I'm having such a hard time lately meeting all my deadlines, getting my paperwork turned in, not missing call-ins for UAs (on weekends, when we never have to test but still have to call every day). The reason is because I feel so strong in recovery and so "back to normal" that I forget I am in this program and still need to jump through all these hoops! I will graduate in February if I don't get my contract extended for not getting stuff signed and turned in on time. My case-manager, thank goodness, has been very lax so far but I'm certain she is documenting each and every failure on my part and if the case is good enough to extend my time she will surely do so. The motivation of knowing that graduation is soooo close should be good enough to keep me on my toes but I am seriously having a hard time. I did get one letter awhile back warning me about not calling my line on weekends and set my phone for a daily alarm which has helped. The only reason I didn't do that before is that I work variable shifts so there is not any one time that's good for me to have an alarm go off. Anyway, just wondering if anyone else is at that "program fatigue" phase where it's just the same BS over and over and over and you've probably gotten about as safe/stable/recovered as you're likely to get! lol
I toed the line for over 6 years--observed urine screens at $77 a pop and on and on and haven't had a nursing job since 2010. My license has no discipline now but the history, the "mark," I guess, is keeping me from getting one of the very few nursing jobs in my area. My sentence was for 5 years of probation but it dragged on for over 6 because I couldn't find a nursing job after becoming unemployed in 2010.

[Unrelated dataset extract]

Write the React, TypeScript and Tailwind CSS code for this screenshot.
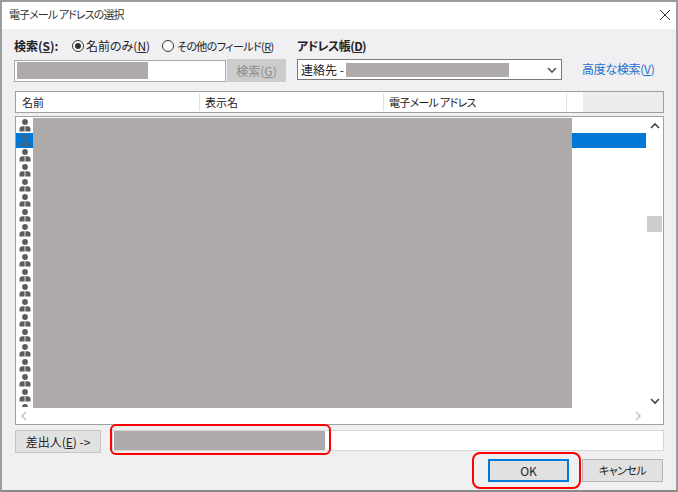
const font = { fontFamily: '"Noto Sans CJK JP", "Noto Sans", sans-serif' }

function PersonIcon({ faded }: { faded?: boolean }) {
  return (
    <svg width="14" height="15" viewBox="0 0 14 15" className={faded ? 'opacity-60' : ''}>
      <circle cx="7" cy="4" r="2.9" fill="#5c5c5c" />
      <path d="M1.5 13.5 V11 Q1.5 8.2 4.5 8.2 H6.6 V13.5 Z M7.4 13.5 V8.2 H9.5 Q12.5 8.2 12.5 11 V13.5 Z" fill="#5c5c5c" />
    </svg>
  )
}

function Chevron({ d, color = '#444' }: { d: string; color?: string }) {
  return (
    <svg width="10" height="10" viewBox="0 0 10 10" fill="none" stroke={color} strokeWidth="1.6">
      <path d={d} />
    </svg>
  )
}

const rows = Array.from({ length: 20 }, (_, i) => i)

export default function App() {
  return (
    <div
      style={font}
      className="relative flex h-[492px] w-[678px] flex-col overflow-hidden border-2 border-[#9c9c9c] border-b-[#8a8a8a] bg-[#f0eff2] text-[12px] leading-none text-[#222] [font-feature-settings:'palt']"
    >
      {/* title bar */}
      <div className="flex h-[27px] shrink-0 items-center justify-between bg-white pb-[2px] pl-[7px] pr-[5px]">
        <span className="whitespace-nowrap text-[11px] tracking-[-0.9px] text-[#333]">電子メール アドレスの選択</span>
        <svg width="12" height="12" viewBox="0 0 12 12" stroke="#333" strokeWidth="1">
          <path d="M1 1 L11 11 M11 1 L1 11" />
        </svg>
      </div>

      <div className="flex flex-1 flex-col pl-[13px] pr-[12px]">
        {/* search row */}
        <div className="mt-[9px] flex">
          <div className="-ml-[1px] w-[272px] shrink-0">
            <div className="flex h-[16px] items-center whitespace-nowrap">
              <span className="w-[58px] shrink-0 font-bold">
                検索(<u>S</u>):
              </span>
              <span className="flex h-[12px] w-[12px] shrink-0 items-center justify-center rounded-full border border-[#333] bg-white">
                <span className="h-[6px] w-[6px] rounded-full bg-[#333]" />
              </span>
              <span className="ml-[2px] w-[76px] shrink-0">
                名前のみ(<u>N</u>)
              </span>
              <span className="h-[12px] w-[12px] shrink-0 rounded-full border border-[#333] bg-white" />
              <span className="ml-[3px] text-[11px] tracking-[-0.6px]">
                その他のフィールド(<u>R</u>)
              </span>
            </div>
            <div className="mt-[5px] flex items-center">
              <div className="flex h-[22px] w-[212px] items-center border border-[#a8a8a8] bg-white pl-[2px]">
                <div className="h-[17px] w-[131px] bg-[#aeaaaa]" />
              </div>
              <button className="ml-[1px] h-[23px] w-[59px] bg-[#cccccc] text-[12px] text-[#8a8a8a]">
                検索(<u>G</u>)
              </button>
            </div>
          </div>

          <div className="ml-[11px] w-[265px] shrink-0">
            <div className="flex h-[16px] items-center whitespace-nowrap font-bold tracking-[-0.6px]">
              アドレス帳(<u>D</u>)
            </div>
            <div className="mt-[5px] flex h-[21px] items-center justify-between border border-[#7a7a7a] bg-white pl-[3px] pr-[4px]">
              <div className="flex items-center">
                <span>連絡先 -</span>
                <div className="ml-[2px] h-[14px] w-[163px] bg-[#aeaaaa]" />
              </div>
              <Chevron d="M1 3 L5 7 L9 3" color="#555" />
            </div>
          </div>

          <a className="ml-[20px] mt-[25px] whitespace-nowrap tracking-[-0.3px] text-[#1f6fc9]">
            高度な検索(<u>V</u>)
          </a>
        </div>

        {/* column headers */}
        <div className="mt-[9px] flex h-[22px] w-[649px] shrink-0 items-stretch border border-[#a0a0a0] bg-white text-[11px]">
          <div className="flex w-[183px] items-center pl-[6px]">名前</div>
          <div className="my-[1px] w-px bg-[#e0e0e0]" />
          <div className="flex w-[183px] items-center pl-[5px]">表示名</div>
          <div className="my-[1px] w-px bg-[#e0e0e0]" />
          <div className="flex w-[182px] items-center whitespace-nowrap pl-[5px] tracking-[-0.7px]">電子メール アドレス</div>
          <div className="my-[1px] w-px bg-[#e0e0e0]" />
          <div className="w-[16px]" />
          <div className="flex-1 bg-[#ececec]" />
        </div>

        {/* contact list */}
        <div className="relative mt-[3px] flex h-[309px] w-[649px] shrink-0 flex-col border border-[#a0a0a0] bg-white">
          <div className="flex min-h-0 flex-1">
            <div className="h-[290px] flex-1 overflow-hidden pt-[1px]">
              {rows.map((i) => (
                <div key={i} className={`flex h-[15px] items-center ${i === 1 ? 'bg-[#0078d7]' : ''}`}>
                  <div className="flex w-[17px] justify-center">
                    <PersonIcon faded={i === 1} />
                  </div>
                </div>
              ))}
            </div>
            <div className="flex w-[17px] flex-col items-center justify-between pb-[1px] pt-[4px]">
              <Chevron d="M1 7 L5 3 L9 7" />
              <Chevron d="M1 3 L5 7 L9 3" />
            </div>
          </div>
          <div className="flex h-[17px] items-center justify-between pl-[3px] pr-[20px]">
            <Chevron d="M7 1 L3 5 L7 9" color="#c4c4c4" />
            <Chevron d="M3 1 L7 5 L3 9" color="#c4c4c4" />
          </div>

          {/* redaction and scrollbar thumb */}
          <div className="absolute left-[17px] top-[1px] h-[290px] w-[539px] bg-[#aeaaaa]" />
          <div className="absolute right-[1px] top-[99px] h-[16px] w-[15px] bg-[#cdcdcd]" />
        </div>

        {/* sender row */}
        <div className="mt-[5px] flex items-start">
          <button className="h-[23px] w-[86px] border border-[#c4c4c4] bg-[#e1e1e1] text-[12px]">
            差出人(<u>E</u>) -&gt;
          </button>
          <div className="ml-[11px] flex h-[21px] w-[552px] items-center border border-[#d8d8d8] bg-white pl-[1px]">
            <div className="h-[19px] w-[211px] bg-[#aeaaaa]" />
          </div>
        </div>

        {/* dialog buttons */}
        <div className="mt-[6px] flex justify-end gap-[13px] pr-[1px]">
          <button className="h-[23px] w-[81px] border-2 border-[#0078d7] bg-[#e1e1e1]">OK</button>
          <button className="h-[23px] w-[81px] border border-[#b4b4b4] bg-[#e1e1e1] text-[11px] tracking-[-0.5px]">キャンセル</button>
        </div>
      </div>

      {/* red callouts */}
      <div className="absolute left-[108px] top-[422px] h-[31px] w-[221px] rounded-[6px] border-2 border-[#ff0000]" />
      <div className="absolute left-[470px] top-[450px] h-[37px] w-[109px] rounded-[8px] border-2 border-[#ff0000]" />
    </div>
  )
}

It seems like I have been discarded by nursing even though I admitted my crime and served my sentence...and then some.
I cannot in my wildest dreams IMAGINE forgetting to submit paperwork I was so scared of screwing up (for all the good it did me). In my case, I would have to be impaired to miss any
requirement that was presented to me.
I wonder if I will ever
be able to forgive myself for my addictive transgressions if I am never able to get a nursing job. It is hard for me to keep the rejection of others from becoming my rejection of myself.
I have been completely clean and sober since Dec 2004 and I wonder sometimes if it has been worth it (at least as far as employment goes). If anyone who has a nursing job whines, they have no idea what they are talking about. Period.
Last edit by catmom1 on Jul 16, '13
@ Umberlee:: sorry if i over-reacted a bit. i understand now where you're coming from- & the road you've been down. & in retrospect, i also became tired of the trudgery towards the end. you certainly didn't ruffle my feathers- i was thinking of what others might think- those who are currently in the midst of losing so much. i was way too paranoid to miss any deadlines, or be late, or miss a call-in- but i do understand how very tedious it gets!! just make sure you don't screw up & get into trouble with your program!! remember- it will be over soon!!
Last edit by TXRN2 on Jul 17, '13
: Reason: redneck spelling!!
Jul 18, '13
I am in a monitoring program in WI and got a new monitor/case manager last fall. I started in May 2009 and am grateful to have had a steady job ever since. However, apparently my new monitor informed me that I wasn't submitting 2 forms that they require for the past four years AND that the ones I was submitting were being submitted too early. She also informed me of discrepanies in call-ins, missed screens, and unscheduled tests that were showing on her reports. She seemed to be working with me to help me get into compliance since April. Then I came home from being out of town to a notice that she lifted the stay on my license suspension AND an article on page 2 in the local paper about what I originally lost my license for (including a paragraph about something that I didn't even do that was on the cover letter of my order back in 2009 that they told me was a typo and not to worry about it) and thatt I am suspended again for being out of compliance. Most of the community and few of my coworkers knew about my past prior to the article. I am working my 4th step and was writing about guilt/shame when the article was published. Long-story short I now have a lawyer and am standing up for myself and my recovery because I am doing all the right things. Apparently the Board is becoming more punitive and the monitor told me that I am starting my 5 year order over again and nothing I did in the past counts for anything. My recommendations to others is to get clean, go to meetings, start working the steps, keep track of things on your own, keep all your paperwork and double-check dates on all COC forms, check the lab reprts, and communicate with your monitor/case manager in written form only. I am grateful to have moved thru the guilt and shame and am feeling the freedom that comes along with "everyone knowing." Please hold on to hope, trust that everything (especially the "bad" stuff) happens for a reason, and stay clean no matter what!